In five years time, North will still be playing in the Australian Football League, one of 18 clubs in a league that will have signed a new blockbuster TV rights deal. Yes, it will probably have the lowest membership and attendances of any Melbourne club, but then, there’s always going to be someone at the bottom of the table. Its highly likely North will be playing some home games in Tasmania or Ballarat. But its home base will be at Aegis Park on Arden Street. It will be called North Melbourne.
The Age? My bet is The Age will have gone entirely online by 2016. It will have cut its staff even further. It will source all its foreign news from wire services and overseas outlets like The Guardian and Washington Post. Wire copy topped and tailed by subs will be passed off as local news. There’ll be even more ad-driven copy, advertorials desperately masquerading as “features” or “lifestyle”. It will be a skeleton of its former self, a victim of its own hubris.

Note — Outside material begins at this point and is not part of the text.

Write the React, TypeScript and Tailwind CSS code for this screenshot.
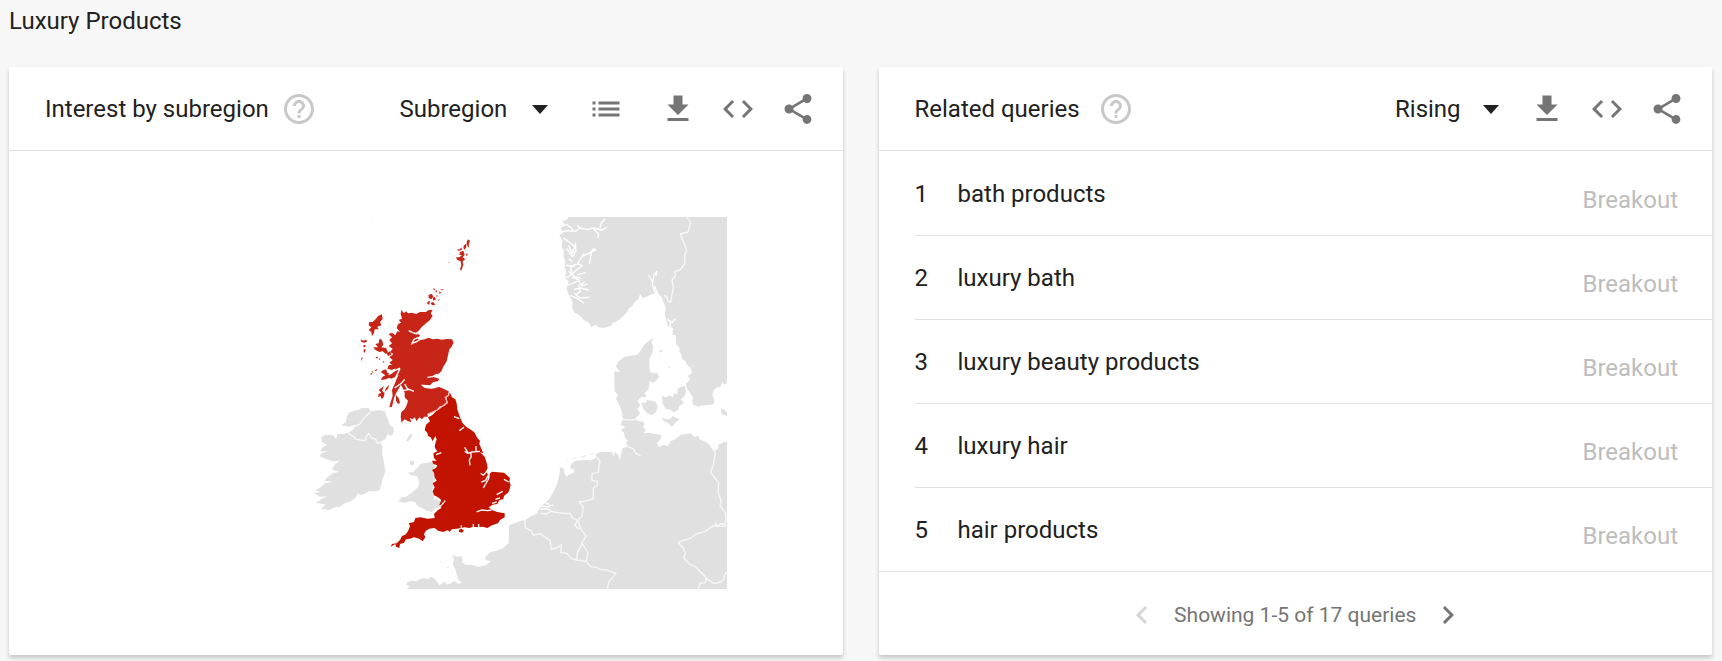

Melburnians, especially at this time of year, are more likely to turn to the back page of the paper first as the front. Readers don’t want to be embroiled in one woman’s bizarre personal crusade. They want timely, accurate reporting and informed and insightful comment.
Not endless vendettas that rely on fudged figures and spurious claims. Caroline Wilson and The Age have declared war on North Melbourne. They aren’t the first do that and they won’t be the last. We’ll see who gets the last laugh on this one but the evidence, both historical and contemporaneous suggests it won’t be the scribes from Spencer Street.